--- DATASET SECTION ---
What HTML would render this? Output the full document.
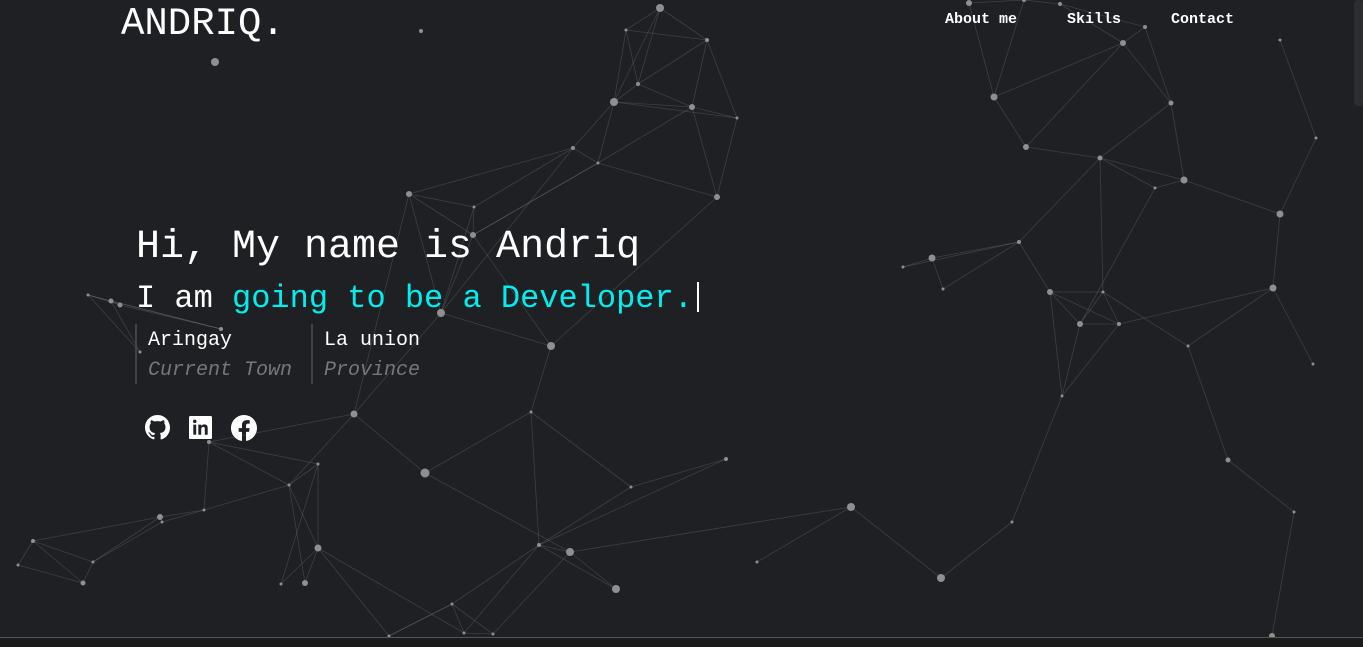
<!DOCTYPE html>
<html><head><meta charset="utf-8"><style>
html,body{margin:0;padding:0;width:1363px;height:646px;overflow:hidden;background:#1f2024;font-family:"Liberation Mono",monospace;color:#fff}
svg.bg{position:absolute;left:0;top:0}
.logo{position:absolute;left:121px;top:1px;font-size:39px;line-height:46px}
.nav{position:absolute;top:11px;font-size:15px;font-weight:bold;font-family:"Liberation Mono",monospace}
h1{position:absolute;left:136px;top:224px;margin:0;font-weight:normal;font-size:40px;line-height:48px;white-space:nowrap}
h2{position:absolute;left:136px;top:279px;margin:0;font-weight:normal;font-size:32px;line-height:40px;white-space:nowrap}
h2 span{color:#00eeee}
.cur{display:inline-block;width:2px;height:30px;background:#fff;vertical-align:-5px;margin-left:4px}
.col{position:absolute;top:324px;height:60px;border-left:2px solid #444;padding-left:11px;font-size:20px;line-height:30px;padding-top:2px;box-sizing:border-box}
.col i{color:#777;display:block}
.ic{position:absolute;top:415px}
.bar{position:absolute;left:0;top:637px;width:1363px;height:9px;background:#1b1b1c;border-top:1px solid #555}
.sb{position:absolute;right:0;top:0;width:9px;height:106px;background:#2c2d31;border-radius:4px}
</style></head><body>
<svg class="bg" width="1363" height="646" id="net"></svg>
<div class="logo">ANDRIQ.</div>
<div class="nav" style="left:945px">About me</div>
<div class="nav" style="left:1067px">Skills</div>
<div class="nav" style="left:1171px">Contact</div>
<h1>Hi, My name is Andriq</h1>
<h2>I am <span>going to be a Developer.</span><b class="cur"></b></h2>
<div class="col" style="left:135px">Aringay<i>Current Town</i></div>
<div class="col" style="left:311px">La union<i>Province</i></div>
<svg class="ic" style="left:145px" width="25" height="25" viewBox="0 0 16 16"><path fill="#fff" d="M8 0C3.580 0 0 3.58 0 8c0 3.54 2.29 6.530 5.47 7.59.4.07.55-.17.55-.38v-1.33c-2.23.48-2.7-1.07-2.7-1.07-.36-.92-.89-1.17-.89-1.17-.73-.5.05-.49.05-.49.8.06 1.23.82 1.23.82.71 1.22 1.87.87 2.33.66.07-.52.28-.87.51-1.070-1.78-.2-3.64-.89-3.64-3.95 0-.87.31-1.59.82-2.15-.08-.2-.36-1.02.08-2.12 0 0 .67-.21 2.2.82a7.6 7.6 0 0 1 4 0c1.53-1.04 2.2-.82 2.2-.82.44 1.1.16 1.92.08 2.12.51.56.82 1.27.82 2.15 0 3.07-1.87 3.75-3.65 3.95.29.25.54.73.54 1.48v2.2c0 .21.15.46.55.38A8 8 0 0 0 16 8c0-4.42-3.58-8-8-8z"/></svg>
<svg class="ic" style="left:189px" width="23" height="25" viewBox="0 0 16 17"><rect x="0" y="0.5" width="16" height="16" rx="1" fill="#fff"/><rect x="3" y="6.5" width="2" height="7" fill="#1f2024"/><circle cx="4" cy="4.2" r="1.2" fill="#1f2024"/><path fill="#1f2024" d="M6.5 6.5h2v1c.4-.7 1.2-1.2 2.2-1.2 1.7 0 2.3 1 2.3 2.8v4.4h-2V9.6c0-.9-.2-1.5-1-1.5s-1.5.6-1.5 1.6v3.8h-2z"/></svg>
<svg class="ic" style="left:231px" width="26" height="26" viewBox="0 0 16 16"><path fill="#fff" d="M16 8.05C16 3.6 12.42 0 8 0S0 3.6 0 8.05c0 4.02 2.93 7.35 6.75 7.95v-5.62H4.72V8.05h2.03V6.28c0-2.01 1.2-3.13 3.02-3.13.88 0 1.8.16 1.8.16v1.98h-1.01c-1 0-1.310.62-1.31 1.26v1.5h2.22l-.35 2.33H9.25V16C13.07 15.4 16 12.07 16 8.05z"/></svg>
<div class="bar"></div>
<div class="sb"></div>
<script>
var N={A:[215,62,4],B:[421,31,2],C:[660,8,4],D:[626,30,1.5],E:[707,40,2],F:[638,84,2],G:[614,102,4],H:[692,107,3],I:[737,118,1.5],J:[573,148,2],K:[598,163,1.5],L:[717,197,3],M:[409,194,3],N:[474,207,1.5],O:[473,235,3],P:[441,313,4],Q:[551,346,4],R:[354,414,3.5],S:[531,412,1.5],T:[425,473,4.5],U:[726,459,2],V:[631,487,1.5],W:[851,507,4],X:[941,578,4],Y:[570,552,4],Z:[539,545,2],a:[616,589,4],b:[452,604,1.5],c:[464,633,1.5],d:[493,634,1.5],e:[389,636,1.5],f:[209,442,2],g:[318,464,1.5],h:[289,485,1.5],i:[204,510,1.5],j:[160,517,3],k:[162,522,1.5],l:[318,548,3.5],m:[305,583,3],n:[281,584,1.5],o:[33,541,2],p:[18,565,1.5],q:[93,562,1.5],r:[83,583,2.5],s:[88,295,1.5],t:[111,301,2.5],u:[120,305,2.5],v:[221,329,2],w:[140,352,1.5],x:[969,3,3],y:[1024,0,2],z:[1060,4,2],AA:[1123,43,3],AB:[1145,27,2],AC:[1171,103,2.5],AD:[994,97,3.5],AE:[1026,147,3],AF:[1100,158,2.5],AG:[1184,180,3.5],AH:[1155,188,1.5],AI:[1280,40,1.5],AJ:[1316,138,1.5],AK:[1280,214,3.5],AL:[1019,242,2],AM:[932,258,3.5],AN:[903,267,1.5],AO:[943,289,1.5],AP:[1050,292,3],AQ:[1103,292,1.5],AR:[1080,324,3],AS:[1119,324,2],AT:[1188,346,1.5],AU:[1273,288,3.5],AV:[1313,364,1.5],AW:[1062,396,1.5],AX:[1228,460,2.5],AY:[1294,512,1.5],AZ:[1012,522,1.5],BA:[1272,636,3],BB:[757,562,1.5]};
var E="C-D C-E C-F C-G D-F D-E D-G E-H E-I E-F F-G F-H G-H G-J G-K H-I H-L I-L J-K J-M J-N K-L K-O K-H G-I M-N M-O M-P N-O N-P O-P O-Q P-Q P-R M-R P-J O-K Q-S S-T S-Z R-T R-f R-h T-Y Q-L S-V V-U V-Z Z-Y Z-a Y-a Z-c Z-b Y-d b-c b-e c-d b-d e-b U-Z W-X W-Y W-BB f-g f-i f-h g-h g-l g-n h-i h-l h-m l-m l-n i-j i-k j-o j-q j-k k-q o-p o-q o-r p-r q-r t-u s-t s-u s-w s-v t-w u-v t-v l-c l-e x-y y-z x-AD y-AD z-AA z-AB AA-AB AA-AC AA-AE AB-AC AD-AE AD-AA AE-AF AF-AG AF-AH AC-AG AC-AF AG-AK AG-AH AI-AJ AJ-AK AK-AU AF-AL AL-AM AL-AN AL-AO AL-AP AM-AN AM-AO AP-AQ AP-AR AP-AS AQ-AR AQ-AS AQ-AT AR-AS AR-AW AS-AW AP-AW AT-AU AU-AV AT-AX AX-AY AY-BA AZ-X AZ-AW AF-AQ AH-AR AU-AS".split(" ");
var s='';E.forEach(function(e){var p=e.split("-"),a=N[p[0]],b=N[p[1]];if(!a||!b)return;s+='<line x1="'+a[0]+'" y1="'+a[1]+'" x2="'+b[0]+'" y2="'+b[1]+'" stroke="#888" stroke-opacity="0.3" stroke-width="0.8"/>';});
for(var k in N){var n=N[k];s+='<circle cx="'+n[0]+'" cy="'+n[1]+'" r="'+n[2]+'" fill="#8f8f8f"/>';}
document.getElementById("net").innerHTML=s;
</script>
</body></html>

--- WHAT THE TASK REQUIRES ---
Write the listing out a second time exactly, dropping all images.

--- SOLUTION FOR THIS TASK ---
What HTML would render this? Output the full document.
<!DOCTYPE html>
<html><head><meta charset="utf-8"><style>
html,body{margin:0;padding:0;width:1363px;height:646px;overflow:hidden;background:#1f2024;font-family:"Liberation Mono",monospace;color:#fff}
svg.bg{position:absolute;left:0;top:0}
.logo{position:absolute;left:121px;top:1px;font-size:39px;line-height:46px}
.nav{position:absolute;top:11px;font-size:15px;font-weight:bold;font-family:"Liberation Mono",monospace}
h1{position:absolute;left:136px;top:224px;margin:0;font-weight:normal;font-size:40px;line-height:48px;white-space:nowrap}
h2{position:absolute;left:136px;top:279px;margin:0;font-weight:normal;font-size:32px;line-height:40px;white-space:nowrap}
h2 span{color:#00eeee}
.cur{display:inline-block;width:2px;height:30px;background:#fff;vertical-align:-5px;margin-left:4px}
.col{position:absolute;top:324px;height:60px;border-left:2px solid #444;padding-left:11px;font-size:20px;line-height:30px;padding-top:2px;box-sizing:border-box}
.col i{color:#777;display:block}
.ic{position:absolute;top:415px}
.bar{position:absolute;left:0;top:637px;width:1363px;height:9px;background:#1b1b1c;border-top:1px solid #555}
.sb{position:absolute;right:0;top:0;width:9px;height:106px;background:#2c2d31;border-radius:4px}
</style></head><body>
<svg class="bg" width="1363" height="646" id="net"></svg>
<div class="logo">ANDRIQ.</div>
<div class="nav" style="left:945px">About me</div>
<div class="nav" style="left:1067px">Skills</div>
<div class="nav" style="left:1171px">Contact</div>
<h1>Hi, My name is Andriq</h1>
<h2>I am <span>going to be a Developer.</span><b class="cur"></b></h2>
<div class="col" style="left:135px">Aringay<i>Current Town</i></div>
<div class="col" style="left:311px">La union<i>Province</i></div>
<svg class="ic" style="left:145px" width="25" height="25" viewBox="0 0 16 16"><path fill="#fff" d="M8 0C3.580 0 0 3.58 0 8c0 3.54 2.29 6.530 5.47 7.59.4.07.55-.17.55-.38v-1.33c-2.23.48-2.7-1.07-2.7-1.07-.36-.92-.89-1.17-.89-1.17-.73-.5.05-.49.05-.49.8.06 1.23.82 1.23.82.71 1.22 1.87.87 2.33.66.07-.52.28-.87.51-1.070-1.78-.2-3.64-.89-3.64-3.95 0-.87.31-1.59.82-2.15-.08-.2-.36-1.02.08-2.12 0 0 .67-.21 2.2.82a7.6 7.6 0 0 1 4 0c1.53-1.04 2.2-.82 2.2-.82.44 1.1.16 1.92.08 2.12.51.56.82 1.27.82 2.15 0 3.07-1.87 3.75-3.65 3.95.29.25.54.73.54 1.48v2.2c0 .21.15.46.55.38A8 8 0 0 0 16 8c0-4.42-3.58-8-8-8z"/></svg>
<svg class="ic" style="left:189px" width="23" height="25" viewBox="0 0 16 17"><rect x="0" y="0.5" width="16" height="16" rx="1" fill="#fff"/><rect x="3" y="6.5" width="2" height="7" fill="#1f2024"/><circle cx="4" cy="4.2" r="1.2" fill="#1f2024"/><path fill="#1f2024" d="M6.5 6.5h2v1c.4-.7 1.2-1.2 2.2-1.2 1.7 0 2.3 1 2.3 2.8v4.4h-2V9.6c0-.9-.2-1.5-1-1.5s-1.5.6-1.5 1.6v3.8h-2z"/></svg>
<svg class="ic" style="left:231px" width="26" height="26" viewBox="0 0 16 16"><path fill="#fff" d="M16 8.05C16 3.6 12.42 0 8 0S0 3.6 0 8.05c0 4.02 2.93 7.35 6.75 7.95v-5.62H4.72V8.05h2.03V6.28c0-2.01 1.2-3.13 3.02-3.13.88 0 1.8.16 1.8.16v1.98h-1.01c-1 0-1.310.62-1.31 1.26v1.5h2.22l-.35 2.33H9.25V16C13.07 15.4 16 12.07 16 8.05z"/></svg>
<div class="bar"></div>
<div class="sb"></div>
<script>
var N={A:[215,62,4],B:[421,31,2],C:[660,8,4],D:[626,30,1.5],E:[707,40,2],F:[638,84,2],G:[614,102,4],H:[692,107,3],I:[737,118,1.5],J:[573,148,2],K:[598,163,1.5],L:[717,197,3],M:[409,194,3],N:[474,207,1.5],O:[473,235,3],P:[441,313,4],Q:[551,346,4],R:[354,414,3.5],S:[531,412,1.5],T:[425,473,4.5],U:[726,459,2],V:[631,487,1.5],W:[851,507,4],X:[941,578,4],Y:[570,552,4],Z:[539,545,2],a:[616,589,4],b:[452,604,1.5],c:[464,633,1.5],d:[493,634,1.5],e:[389,636,1.5],f:[209,442,2],g:[318,464,1.5],h:[289,485,1.5],i:[204,510,1.5],j:[160,517,3],k:[162,522,1.5],l:[318,548,3.5],m:[305,583,3],n:[281,584,1.5],o:[33,541,2],p:[18,565,1.5],q:[93,562,1.5],r:[83,583,2.5],s:[88,295,1.5],t:[111,301,2.5],u:[120,305,2.5],v:[221,329,2],w:[140,352,1.5],x:[969,3,3],y:[1024,0,2],z:[1060,4,2],AA:[1123,43,3],AB:[1145,27,2],AC:[1171,103,2.5],AD:[994,97,3.5],AE:[1026,147,3],AF:[1100,158,2.5],AG:[1184,180,3.5],AH:[1155,188,1.5],AI:[1280,40,1.5],AJ:[1316,138,1.5],AK:[1280,214,3.5],AL:[1019,242,2],AM:[932,258,3.5],AN:[903,267,1.5],AO:[943,289,1.5],AP:[1050,292,3],AQ:[1103,292,1.5],AR:[1080,324,3],AS:[1119,324,2],AT:[1188,346,1.5],AU:[1273,288,3.5],AV:[1313,364,1.5],AW:[1062,396,1.5],AX:[1228,460,2.5],AY:[1294,512,1.5],AZ:[1012,522,1.5],BA:[1272,636,3],BB:[757,562,1.5]};
var E="C-D C-E C-F C-G D-F D-E D-G E-H E-I E-F F-G F-H G-H G-J G-K H-I H-L I-L J-K J-M J-N K-L K-O K-H G-I M-N M-O M-P N-O N-P O-P O-Q P-Q P-R M-R P-J O-K Q-S S-T S-Z R-T R-f R-h T-Y Q-L S-V V-U V-Z Z-Y Z-a Y-a Z-c Z-b Y-d b-c b-e c-d b-d e-b U-Z W-X W-Y W-BB f-g f-i f-h g-h g-l g-n h-i h-l h-m l-m l-n i-j i-k j-o j-q j-k k-q o-p o-q o-r p-r q-r t-u s-t s-u s-w s-v t-w u-v t-v l-c l-e x-y y-z x-AD y-AD z-AA z-AB AA-AB AA-AC AA-AE AB-AC AD-AE AD-AA AE-AF AF-AG AF-AH AC-AG AC-AF AG-AK AG-AH AI-AJ AJ-AK AK-AU AF-AL AL-AM AL-AN AL-AO AL-AP AM-AN AM-AO AP-AQ AP-AR AP-AS AQ-AR AQ-AS AQ-AT AR-AS AR-AW AS-AW AP-AW AT-AU AU-AV AT-AX AX-AY AY-BA AZ-X AZ-AW AF-AQ AH-AR AU-AS".split(" ");
var s='';E.forEach(function(e){var p=e.split("-"),a=N[p[0]],b=N[p[1]];if(!a||!b)return;s+='<line x1="'+a[0]+'" y1="'+a[1]+'" x2="'+b[0]+'" y2="'+b[1]+'" stroke="#888" stroke-opacity="0.3" stroke-width="0.8"/>';});
for(var k in N){var n=N[k];s+='<circle cx="'+n[0]+'" cy="'+n[1]+'" r="'+n[2]+'" fill="#8f8f8f"/>';}
document.getElementById("net").innerHTML=s;
</script>
</body></html>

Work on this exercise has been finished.